Teknik pemotongan laser dan penyusunan manual digunakan untuk membentuk detail geometris yang menyerupai struktur katedral. Material seperti kulit dan cincin logam menciptakan aksesori dengan karakter teatrikal yang kuat—mengingatkan pada cara Gereja Katolik memperlakukan relik suci. Dalam koleksi ini, cahaya dan bentuk menjadi cara untuk “memuliakan” sesuatu yang tidak kasat mata: memori dan perasaan yang tersimpan dalam benda-benda kecil.
Terdiri dari 10 tampilan lengkap, koleksi REQUIEM hadir sebagai narasi utuh yang memadukan perlindungan fisik dengan beban emosional. Sebagian besar item dibuat dalam sistem made-to-order, memungkinkan pelanggan mengirimkan suvenir pribadi untuk dijadikan aksesori unik. Melalui karya-karya ini, Björn Backes menunjukkan bahwa mode tidak hanya bisa menyentuh tubuh, tetapi juga menyentuh jiwa, menjadikan kenangan sebagai pusat dari keindahan yang bisa dikenakan.
Tafsir Feminin Dunia Mafia dalam Tailoring Italia
Koleksi terbaru karya Pierre Pinget menyuguhkan interpretasi tajam dan elegan atas citra mafia klasik melalui perspektif feminin. Lewat elemen visual seperti jas double-breasted, topi fedora, dan teknik tailoring presisi, sang desainer menghadirkan narasi baru: perempuan sebagai sosok Don, bukan hanya pewaris kekuasaan, tapi juga pengubah tatanan.
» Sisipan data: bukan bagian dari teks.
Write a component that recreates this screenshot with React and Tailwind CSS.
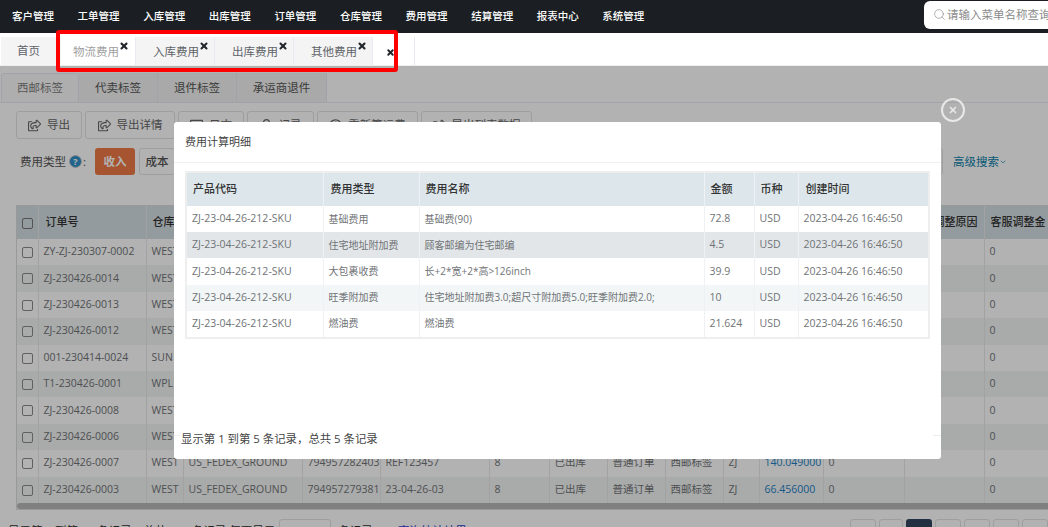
import React from "react";
import { Search, X, ChevronDown } from "lucide-react";
import { FaRegShareSquare, FaRegClock, FaRegUser, FaRegListAlt } from "react-icons/fa";

const menus = ["客户管理", "工单管理", "入库管理", "出库管理", "订单管理", "仓库管理", "费用管理", "结算管理", "报表中心", "系统管理"];

const orders = [
  ["ZY-ZJ-230307-0002", "WEST"],
  ["ZJ-230426-0014", "WEST"],
  ["ZJ-230426-0013", "WEST"],
  ["ZJ-230426-0012", "WEST"],
  ["001-230414-0024", "SUN"],
  ["T1-230426-0001", "WPL"],
  ["ZJ-230426-0008", "WEST"],
  ["ZJ-230426-0006", "WEST"],
  ["ZJ-230426-0007", "WEST", "US_FEDEX_GROUND", "794957282403", "REF123457", "8", "已出库", "普通订单", "西邮标签", "ZJ", "140.049000", "0"],
  ["ZJ-230426-0003", "WEST", "US_FEDEX_GROUND", "794957279381", "23-04-26-03", "8", "已出库", "普通订单", "西邮标签", "ZJ", "66.456000", "0"],
];

const fees = [
  ["基础费用", "基础费(90)", "72.8"],
  ["住宅地址附加费", "顾客邮编为住宅邮编", "4.5"],
  ["大包裹收费", "长+2*宽+2*高>126inch", "39.9"],
  ["旺季附加费", "住宅地址附加费3.0;超尺寸附加费5.0;旺季附加费2.0;", "10"],
  ["燃油费", "燃油费", "21.624"],
];

const feeRowBg = ["bg-white", "bg-[#e2e6e9]", "bg-white", "bg-[#f2f6f6]", "bg-white"];

function PageTab({ label, active, width }) {
  return (
    <div className={`relative h-full flex items-center border-r border-[#e7eaf1] text-[11.5px] ${width} ${active ? "bg-white text-[#a0a0a0] pl-[12px]" : "bg-[#f4f4f4] text-[#5f6368] pl-[17px]"}`}>
      <span className="mt-[2px]">{label}</span>
      <X size={10} strokeWidth={5} className={`absolute top-[4px] text-[#23262b] ${active ? "left-[58px]" : "left-[63px]"}`} />
    </div>
  );
}

function ToolButton({ icon, label, width }) {
  return (
    <div className={`h-[28px] flex items-center justify-center gap-[6px] border border-[#e3e3e3] rounded-[3px] text-[11.5px] text-[#666] ${width}`}>
      {icon}
      <span>{label}</span>
    </div>
  );
}

function OrderRow({ row, index }) {
  const cell = "border-r border-[#e8e8e8] px-[5px] whitespace-nowrap overflow-hidden";
  return (
    <tr className={`h-[26.4px] ${index % 2 ? "bg-[#f3f5f4]" : "bg-white"}`}>
      <td className={`${cell} text-center`}>
        <span className="inline-block w-[11px] h-[11px] border border-[#8a8a8a] rounded-[2px] align-middle" />
      </td>
      <td className={cell}>{row[0]}</td>
      <td className={cell}>{row[1]}</td>
      <td className={cell}>{row[2]}</td>
      <td className={cell}>{row[3]}</td>
      <td className={cell}>{row[4]}</td>
      <td className={cell}>{row[5]}</td>
      <td className={cell}>{row[6]}</td>
      <td className={cell}>{row[7]}</td>
      <td className={cell}>{row[8]}</td>
      <td className={cell}>{row[9]}</td>
      <td className={`${cell} text-[#1b7fc4]`}>{row[10]}</td>
      <td className={cell}>{row[11]}</td>
      <td className={cell} />
      <td className={cell}>0</td>
    </tr>
  );
}

export default function App() {
  return (
    <div className="relative w-[1048px] h-[527px] overflow-hidden bg-white font-['Open_Sans','Noto_Sans_CJK_SC',sans-serif] flex flex-col">
      {/* Top menu */}
      <div className="h-[33px] shrink-0 bg-[#1b1f23] flex items-center pl-[12px] justify-between">
        <div className="flex gap-[23.6px] text-[10.5px] font-medium text-white">
          {menus.map((m) => (
            <span key={m}>{m}</span>
          ))}
        </div>
        <div className="w-[124px] h-[28px] -mt-[4px] bg-white rounded-l-[6px] flex items-center pl-[9px] gap-[1px] text-[11.5px] text-[#8b8b8b] whitespace-nowrap overflow-hidden">
          <Search size={13} strokeWidth={1.2} className="shrink-0" />
          <span>请输入菜单名称查询</span>
        </div>
      </div>

      {/* Page tabs */}
      <div className="h-[33px] shrink-0 pt-[4px] pl-[1px] flex border-b border-[#eeeeee]">
        <div className="w-[60px] h-full bg-[#f4f4f4] flex items-center justify-center text-[11.5px] text-[#5f6368] pr-[5px]">首页</div>
        <PageTab label="物流费用" active width="w-[75px]" />
        <PageTab label="入库费用" width="w-[79px]" />
        <PageTab label="出库费用" width="w-[79px]" />
        <PageTab label="其他费用" width="w-[79px]" />
        <div className="w-[42px] h-full border-r border-[#e7eaf1] bg-white relative">
          <X size={9} strokeWidth={5} className="absolute left-[13px] top-[11px] text-[#23262b]" />
        </div>
      </div>

      {/* Page body behind the dialog */}
      <div className="relative flex-1 overflow-hidden">
        <div className="pt-[7px]">
          <div className="flex h-[30px] pl-[1px] border-b border-[#e7eaf1] text-[11.5px] text-[#555]">
            <div className="w-[78px] bg-[#fafafa] border border-[#e7eaf1] border-b-0 rounded-t-[3px] flex items-center justify-center text-[#7c7c7c]">西邮标签</div>
            <div className="w-[79px] bg-[#f2f2f2] border-r border-[#e7eaf1] flex items-center justify-center">代卖标签</div>
            <div className="w-[79px] bg-[#f2f2f2] border-r border-[#e7eaf1] flex items-center justify-center">退件标签</div>
            <div className="w-[90px] bg-[#f2f2f2] border-r border-[#e7eaf1] flex items-center justify-center">承运商退件</div>
          </div>

          <div className="flex pl-[16px] pt-[8px] gap-[3px]">
            <ToolButton icon={<FaRegShareSquare size={13} />} label="导出" width="w-[66px]" />
            <ToolButton icon={<FaRegShareSquare size={13} />} label="导出详情" width="w-[90px]" />
            <ToolButton icon={<FaRegListAlt size={13} />} label="日志" width="w-[66px]" />
            <ToolButton icon={<FaRegUser size={13} />} label="记录" width="w-[67px]" />
            <ToolButton icon={<FaRegClock size={13} />} label="重新算运费" width="w-[101px]" />
            <ToolButton icon={<FaRegShareSquare size={13} />} label="导出列表数据" width="w-[111px]" />
          </div>

          <div className="flex items-center pl-[20px] pt-[9px] pr-[41px] h-[36px] text-[11.5px] text-[#555]">
            <span>费用类型</span>
            <span className="ml-[3px] w-[13px] h-[13px] rounded-full bg-[#2f8fc9] border border-[#c8c8c8] text-white text-[9px] font-bold flex items-center justify-center">?</span>
            <span className="ml-[1px]">:</span>
            <span className="ml-[9px] w-[40px] h-[27px] rounded-[3px] bg-[#f07a45] text-white font-bold flex items-center justify-center">收入</span>
            <span className="ml-[4px] w-[36px] h-[27px] rounded-[3px] border border-[#e3e3e3] flex items-center justify-center font-medium">成本</span>
            <span className="ml-auto w-[40px] h-[27px] rounded-[3px] border border-[#e3e3e3]" />
            <span className="ml-[10px] text-[#0d7fa8] flex items-center">
              高级搜索
              <ChevronDown size={8} />
            </span>
          </div>

          <div className="mt-[30px] ml-[16px] border border-[#dcdcdc] w-[1040px] overflow-hidden">
            <table className="table-fixed border-collapse text-[10.5px] text-[#707376] w-[1100px]">
              <colgroup>
                <col className="w-[21px]" />
                <col className="w-[108px]" />
                <col className="w-[37px]" />
                <col className="w-[119px]" />
                <col className="w-[78px]" />
                <col className="w-[109px]" />
                <col className="w-[60px]" />
                <col className="w-[58px]" />
                <col className="w-[58px]" />
                <col className="w-[58px]" />
                <col className="w-[36px]" />
                <col className="w-[64px]" />
                <col className="w-[81px]" />
                <col className="w-[80px]" />
                <col className="w-[133px]" />
              </colgroup>
              <thead>
                <tr className="h-[33px] bg-[#d5dfe4] text-[11px] font-medium text-[#333] text-left">
                  <th className="border-r border-[#e8e8e8] text-center font-medium">
                    <span className="inline-block w-[11px] h-[11px] border border-[#777] rounded-[2px] align-middle" />
                  </th>
                  <th className="border-r border-[#e8e8e8] pl-[7px] font-medium">订单号</th>
                  <th className="border-r border-[#e8e8e8] px-[6px] font-medium whitespace-nowrap overflow-hidden">仓库</th>
                  <th className="border-r border-[#e8e8e8] font-medium" />
                  <th className="border-r border-[#e8e8e8] font-medium" />
                  <th className="border-r border-[#e8e8e8] font-medium" />
                  <th className="border-r border-[#e8e8e8] font-medium" />
                  <th className="border-r border-[#e8e8e8] font-medium" />
                  <th className="border-r border-[#e8e8e8] font-medium" />
                  <th className="border-r border-[#e8e8e8] font-medium" />
                  <th className="border-r border-[#e8e8e8] font-medium" />
                  <th className="border-r border-[#e8e8e8] font-medium" />
                  <th className="border-r border-[#e8e8e8] font-medium" />
                  <th className="border-r border-[#e8e8e8] px-[6px] font-medium whitespace-nowrap text-right">调整原因</th>
                  <th className="border-r border-[#e8e8e8] px-[6px] font-medium whitespace-nowrap">客服调整金</th>
                </tr>
              </thead>
              <tbody>
                {orders.map((row, i) => (
                  <OrderRow key={row[0]} row={row} index={i} />
                ))}
              </tbody>
            </table>
            <div className="h-[6px] bg-[#b8b8b8] rounded-[3px]" />
          </div>

          <div className="flex justify-between mt-[9px] pl-[8px] text-[11.5px] text-[#333]">
            <div className="flex items-start">
              <span className="mt-[3px] whitespace-nowrap">显示第 1 到第 20 条记录，总共 120 条记录 每页显示</span>
              <span className="ml-[4px] w-[52px] h-[28px] border border-[#e3e3e3] rounded-[3px]" />
              <span className="ml-[7px] mt-[3px] whitespace-nowrap">条记录</span>
              <span className="ml-[25px] mt-[3px] whitespace-nowrap text-[#2a3fd0]">查询统计结果</span>
            </div>
            <div className="flex gap-[3px]">
              <span className="w-[26px] h-[26px] border border-[#e3e3e3] rounded-[3px]" />
              <span className="w-[24px] h-[26px] border border-[#e3e3e3] rounded-[3px]" />
              <span className="w-[26px] h-[26px] rounded-[3px] bg-[#33455f]" />
              <span className="w-[26px] h-[26px] border border-[#e3e3e3] rounded-[3px]" />
              <span className="w-[26px] h-[26px] border border-[#e3e3e3] rounded-[3px]" />
              <span className="w-[26px] h-[26px] border border-[#e3e3e3] rounded-[3px]" />
              <span className="w-[26px] h-[26px] border border-[#e3e3e3] rounded-[3px]" />
            </div>
          </div>
        </div>

        {/* Dim layer and dialog */}
        <div className="absolute inset-0 bg-black/30">
          <div className="absolute left-[174px] top-[56px] w-[767px] h-[337px] bg-white rounded-[3px] flex flex-col">
            <div className="h-[41px] shrink-0 border-b border-[#f0f0f0] pl-[11px] flex items-center text-[11px] text-[#444]">费用计算明细</div>
            <div className="mx-[11px] mt-[8px] w-[745px] border-2 border-[#eeeeee]">
              <table className="w-full table-fixed border-collapse text-[10.5px] text-[#707376]">
                <colgroup>
                  <col className="w-[136px]" />
                  <col className="w-[96px]" />
                  <col className="w-[285px]" />
                  <col className="w-[50px]" />
                  <col className="w-[44px]" />
                  <col />
                </colgroup>
                <thead>
                  <tr className="h-[33px] bg-[#dce6eb] text-[11px] text-[#333] text-left">
                    <th className="font-medium pl-[6px] border-r border-[#eef2f4]">产品代码</th>
                    <th className="font-medium pl-[7px] border-r border-[#eef2f4]">费用类型</th>
                    <th className="font-medium pl-[6px] border-r border-[#eef2f4]">费用名称</th>
                    <th className="font-medium pl-[6px] border-r border-[#eef2f4]">金额</th>
                    <th className="font-medium pl-[6px] border-r border-[#eef2f4]">币种</th>
                    <th className="font-medium pl-[7px]">创建时间</th>
                  </tr>
                </thead>
                <tbody>
                  {fees.map((f, i) => (
                    <tr key={f[0]} className={`h-[26.2px] ${feeRowBg[i]}`}>
                      <td className="pl-[5px] border-r border-[#eef2f4] whitespace-nowrap">ZJ-23-04-26-212-SKU</td>
                      <td className="pl-[5px] border-r border-[#eef2f4] text-[10px] whitespace-nowrap">{f[0]}</td>
                      <td className="pl-[5px] border-r border-[#eef2f4] text-[10px] whitespace-nowrap">{f[1]}</td>
                      <td className="pl-[5px] border-r border-[#eef2f4]">{f[2]}</td>
                      <td className="pl-[5px] border-r border-[#eef2f4]">USD</td>
                      <td className="pl-[5px] whitespace-nowrap">2023-04-26 16:46:50</td>
                    </tr>
                  ))}
                </tbody>
              </table>
            </div>
            <div className="mt-auto mb-[12px] pl-[7px] text-[11.4px] text-[#444]">显示第 1 到第 5 条记录，总共 5 条记录</div>
            <span className="absolute left-0 top-[313px] w-[6px] h-px bg-[#efefef]" />
            <span className="absolute right-0 top-[313px] w-[8px] h-px bg-[#efefef]" />
          </div>
          <div className="absolute left-[941px] top-[32px] w-[24px] h-[24px] rounded-full border-2 border-[#e8e8e8] flex items-center justify-center text-[#e8e8e8]">
            <X size={10} strokeWidth={4} />
          </div>
        </div>
      </div>

      {/* Red annotation around the tabs */}
      <div className="absolute left-[56px] top-[30px] w-[342px] h-[42px] border-[4px] border-[#ff0000] rounded-[3px]" />
    </div>
  );
}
Dengan pendekatan ini, simbol-simbol maskulin yang selama ini menjadi lambang dominasi kini dipakai untuk menegaskan otoritas perempuan modern.
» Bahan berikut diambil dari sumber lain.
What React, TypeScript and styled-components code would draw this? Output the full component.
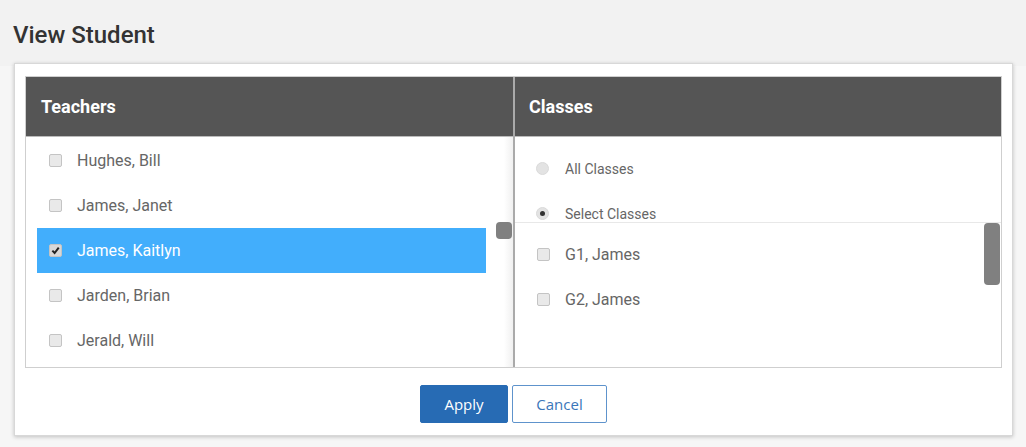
import React from 'react';
import styled, { createGlobalStyle } from 'styled-components';

// == data =========================================================================================
const teachers = [
  { name: 'Hughes, Bill', checked: false },
  { name: 'James, Janet', checked: false },
  { name: 'James, Kaitlyn', checked: true },
  { name: 'Jarden, Brian', checked: false },
  { name: 'Jerald, Will', checked: false },
];

const classes = [ 'G1, James', 'G2, James' ];

// == styles =======================================================================================
const GlobalStyle = createGlobalStyle`
  html, body {
    margin: 0;
    padding: 0;
    background: #f5f5f5;
  }
  body {
    font-family: Roboto, "Liberation Sans", sans-serif;
  }
`;

const Page = styled.div`
  width: 1026px;
  height: 447px;
  overflow: hidden;
  background: linear-gradient( #f2f2f2 0 66px, #f6f6f6 66px );
`;

const Header = styled.div`
  height: 63px;
  display: flex;
  align-items: center;
  padding-left: 13px;
  box-sizing: border-box;
`;

const Title = styled.h1`
  margin: 0;
  font-size: 24px;
  font-weight: 500;
  color: #333;
  padding-top: 6px;
`;

const Card = styled.div`
  margin-left: 14px;
  width: 999px;
  box-sizing: border-box;
  background: #fff;
  border: 1px solid #d8d8d8;
  box-shadow: 0 1px 4px rgba( 0, 0, 0, 0.22 );
  padding: 12px 10px 12px 10px;
`;

const Table = styled.div`
  display: grid;
  grid-template-columns: 487px 2px 1fr;
  border: 1px solid #cfcfcf;
  height: 292px;
  box-sizing: border-box;
`;

const Divider = styled.div`
  background: #aaa;
`;

const Column = styled.div`
  display: flex;
  flex-direction: column;
  min-width: 0;
  position: relative;
`;

const ColumnHead = styled.div<{ $pad: number }>`
  height: 60px;
  flex: none;
  background: #555;
  color: #fff;
  font-weight: 700;
  font-size: 18px;
  display: flex;
  align-items: center;
  padding-left: ${ ( p ) => p.$pad }px;
  border-bottom: 1px solid #bbb;
  box-sizing: border-box;
`;

const List = styled.div`
  flex: 1;
  position: relative;
  padding: 1px 27px 0 11px;
  overflow: hidden;
`;

const Track = styled.div`
  position: absolute;
  top: 0;
  right: 0;
  bottom: 0;
  width: 9px;
  background: linear-gradient( to right, #fff, #f0f0f0 );
`;

const Thumb = styled.div<{ $top: number; $height: number; $right: number }>`
  position: absolute;
  right: ${ ( p ) => p.$right }px;
  top: ${ ( p ) => p.$top }px;
  width: 16px;
  height: ${ ( p ) => p.$height }px;
  border-radius: 4px;
  background: #808080;
`;

const Row = styled.div<{ $selected?: boolean; $indent: number }>`
  height: 45px;
  display: flex;
  align-items: center;
  padding-left: ${ ( p ) => p.$indent }px;
  font-size: 16px;
  color: ${ ( p ) => p.$selected ? '#fff' : '#666' };
  background: ${ ( p ) => p.$selected ? '#42aefc' : 'transparent' };
  position: relative;
  z-index: 1;
`;

const Box = styled.span<{ $checked?: boolean }>`
  width: 13px;
  height: 13px;
  box-sizing: border-box;
  border-radius: 2px;
  border: 1px solid #c4c4c4;
  background: ${ ( p ) => p.$checked ? '#d8d8d8' : '#e9e9e9' };
  margin-right: 15px;
  flex: none;
  display: flex;
  align-items: center;
  justify-content: center;
`;

const RadioGroup = styled.div`
  padding-top: 9px;
  height: 85px;
  flex: none;
  box-sizing: border-box;
`;

const RadioRow = styled.div`
  height: 45px;
  display: flex;
  align-items: center;
  padding-left: 21px;
  font-size: 14px;
  color: #666;
`;

const Radio = styled.span<{ $on?: boolean }>`
  width: 13px;
  height: 13px;
  border-radius: 50%;
  background: #e3e3e3;
  border: 1px solid #dadada;
  box-sizing: border-box;
  margin-right: 16px;
  flex: none;
  display: flex;
  align-items: center;
  justify-content: center;
  &::after {
    content: '';
    display: ${ ( p ) => p.$on ? 'block' : 'none' };
    width: 5px;
    height: 5px;
    border-radius: 50%;
    background: #333;
  }
`;

const ClassList = styled.div`
  flex: 1;
  position: relative;
  border-top: 1px solid #e8e8e8;
  padding-top: 9px;
`;

const Actions = styled.div`
  display: flex;
  justify-content: center;
  gap: 4px;
  padding-top: 17px;
`;

const Button = styled.button<{ $primary?: boolean }>`
  height: 38px;
  padding: 0;
  width: ${ ( p ) => p.$primary ? 88 : 95 }px;
  font-family: "Open Sans", "Liberation Sans", sans-serif;
  font-size: 15px;
  border-radius: 2px;
  cursor: pointer;
  border: 1px solid ${ ( p ) => p.$primary ? '#276bb4' : '#5e93cc' };
  background: ${ ( p ) => p.$primary ? '#276bb4' : '#fff' };
  color: ${ ( p ) => p.$primary ? '#fff' : '#3a76b9' };
`;

// == components ===================================================================================
const Check = () => (
  <svg width="9" height="9" viewBox="0 0 10 10">
    <path d="M1.5 5.2 L4 7.8 L8.6 1.8" fill="none" stroke="#222" strokeWidth="2.2" />
  </svg>
);

const App = (): JSX.Element => (
  <Page>
    <GlobalStyle />
    <Header>
      <Title>View Student</Title>
    </Header>
    <Card>
      <Table>
        <Column>
          <ColumnHead $pad={ 15 }>Teachers</ColumnHead>
          <List>
            <Track />
            <Thumb $top={ 85 } $height={ 17 } $right={ 1 } />
            { teachers.map( ( t ) => (
              <Row key={ t.name } $selected={ t.checked } $indent={ 12 }>
                <Box $checked={ t.checked }>{ t.checked && <Check /> }</Box>
                { t.name }
              </Row>
            ) ) }
          </List>
        </Column>
        <Divider />
        <Column>
          <ColumnHead $pad={ 14 }>Classes</ColumnHead>
          <RadioGroup>
            <RadioRow><Radio />All Classes</RadioRow>
            <RadioRow><Radio $on />Select Classes</RadioRow>
          </RadioGroup>
          <ClassList>
            <Thumb $top={ 0 } $height={ 62 } $right={ 1 } />
            { classes.map( ( c ) => (
              <Row key={ c } $indent={ 22 }>
                <Box>{ null }</Box>
                { c }
              </Row>
            ) ) }
          </ClassList>
        </Column>
      </Table>
      <Actions>
        <Button $primary>Apply</Button>
        <Button>Cancel</Button>
      </Actions>
    </Card>
  </Page>
);

export default App;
Berakar dari warisan tailoring tradisional Neapolitan, koleksi ini lahir dari pengalaman langsung sang desainer saat belajar di bawah bimbingan Master Tailor Antonelli Lello di Napoli. Di sana, ia menguasai teknik fully canvassed yang 95% dijahit dengan tangan—sebuah metode yang semakin langka di tengah dominasi fast fashion. Teknik tersebut digunakan bukan sekadar sebagai keahlian teknis, tetapi sebagai landasan simbolik dalam merekonstruksi pakaian sebagai alat penyamaran, kekuasaan, dan strategi, sebagaimana ditampilkan dalam film klasik seperti The Godfather dan Casino.
Koleksi ini tidak sekadar meniru estetika mafia pria, tetapi menyuguhkan tafsir yang lebih halus dan penuh makna. Benang-benang kasar sengaja dibiarkan terbuka sebagai simbol jaringan kekuasaan yang tersembunyi, serta metafora pilihan: antara kesetiaan terhadap sistem atau pembebasan dari warisan patriarki. Setiap potongan, dari mantel oversized hingga celana high-waist, dirancang untuk menonjolkan ketegasan dalam keanggunan—kekuatan yang lahir dari struktur, kualitas, dan ketelitian.
Material mewah seperti wol flanel, sutra organza, dan velvet ungu iridescent dipilih dengan teliti, semuanya dijahit menggunakan teknik klasik yang tahan lama. Seluruh koleksi dibuat secara made-to-order di atelier Paris sang desainer, dengan komitmen pada keberlanjutan melalui penggunaan deadstock Italia dan minimnya penggunaan mesin. Lebih dari sekadar koleksi busana, karya ini menjadi pernyataan berani tentang reposisi perempuan dalam narasi kekuasaan, sebuah warisan baru yang penuh makna dan keanggunan.